Malting barley premiums in Canada have slumped to well-below-normal levels, opening up the chance for unusually strong exports, thanks to a harvest better on both quality and quantity than initially expected.
Malting barley growers, used to receiving a “significant premium” for their crop over values of feed supplies, have seen the price gap narrow to well below the Can$2.00 per bushel typically received.
The malting barley premium for 2017-18 “has dwindled to Can$0.25 per bushel in some locations”, the US Department of Agriculture’s bureau in Ontario said.
“By comparison, the malt premium in 2016-17 ranged from Can$1.50-3.00 per bushel.”

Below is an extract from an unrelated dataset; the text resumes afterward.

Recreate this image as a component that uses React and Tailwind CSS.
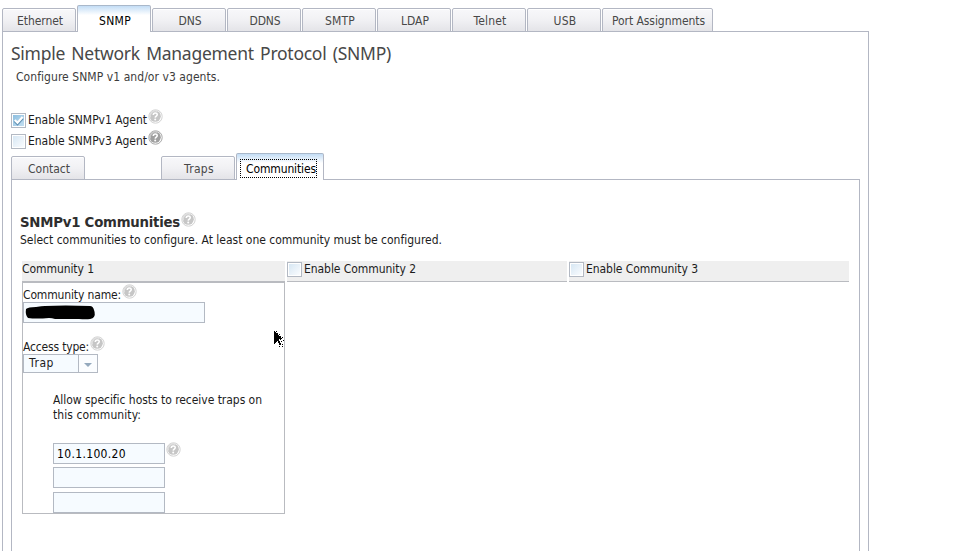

The weakness in the premium reflects “ample harvest of malt quality barley”, the bureau said, estimating Canada’s overall barley output this year at 7.60m tonnes – 350,000 tonnes above the USDA’s official forecast, although still below last year’s 8.78m-tonne crop.
Despite weak rainfall levels for much of the summer in the Prairies, as in the northern US spring grains belt, the Canadian barley yield this year is “expected to be in line with the five-year average, because of good subsoil moisture reserves”, the bureau said.
And it reported at “just over” 2m tonnes the proportion of Canadian barley which would be used for malting, in both export and domestic markets, equivalent to well over one-quarter of production.
According to the Canadian Grain Commission, the proportion of the country’s barley crop making malting grade is typically about 20%.
The bureau’s estimate of a 7.60m-tonne Canadian barley crop is also above the figure from AAFC, Canada’s farm ministry, which estimates output at 7.31m tonnes.
However, it tallied with an estimate from Evergrain, the specialist malting barley house, which said that the final figure could end up marginally higher.
“But what is really surprising is the amount making it to malting barley, which is extraordinary, especially high,” Evergrain managing partner Matthias Wree told Agrimoney.com.
“Because of that, the malting barley premium has reduced.”
Still, prospects for Canadian prices might have been worse were it not for poor harvests in some other countries.
Mr Wree, while reporting that recent rains had improved prospects for Australia’s barley harvest, said that “Europe has not much [malting barley] to offer” for export, while saying flagging “a question mark over Argentina”, where grain crops have been exposed to excessive rain in many areas.
The dynamics, coupled with a downturn in demand from the US, mean that Canada will “export malting barley to countries it has not reached in recent years”, he said, questioning as potentially low for a USDA bureau estimate of overall barley exports of 1.55m tonnes this season, a four-year high.
“Certainly, Canada will be exporting a lot of malting barley, but I am not so sure of the feed market.” He said.
The bureau itself said that “increased Chinese demand for feed and malting barley could offset some of the decline in US demand.
“China, now the world’s largest beer market, has been increasing imports Canadian barley since 2011, and took 66% of Canada’s barley exports in 2016-17, up from just 26% five years earlier.”
Other sources have told Agrimoney that China has already ordered about 800,000 tonnes of Canadian barley for 2017-18.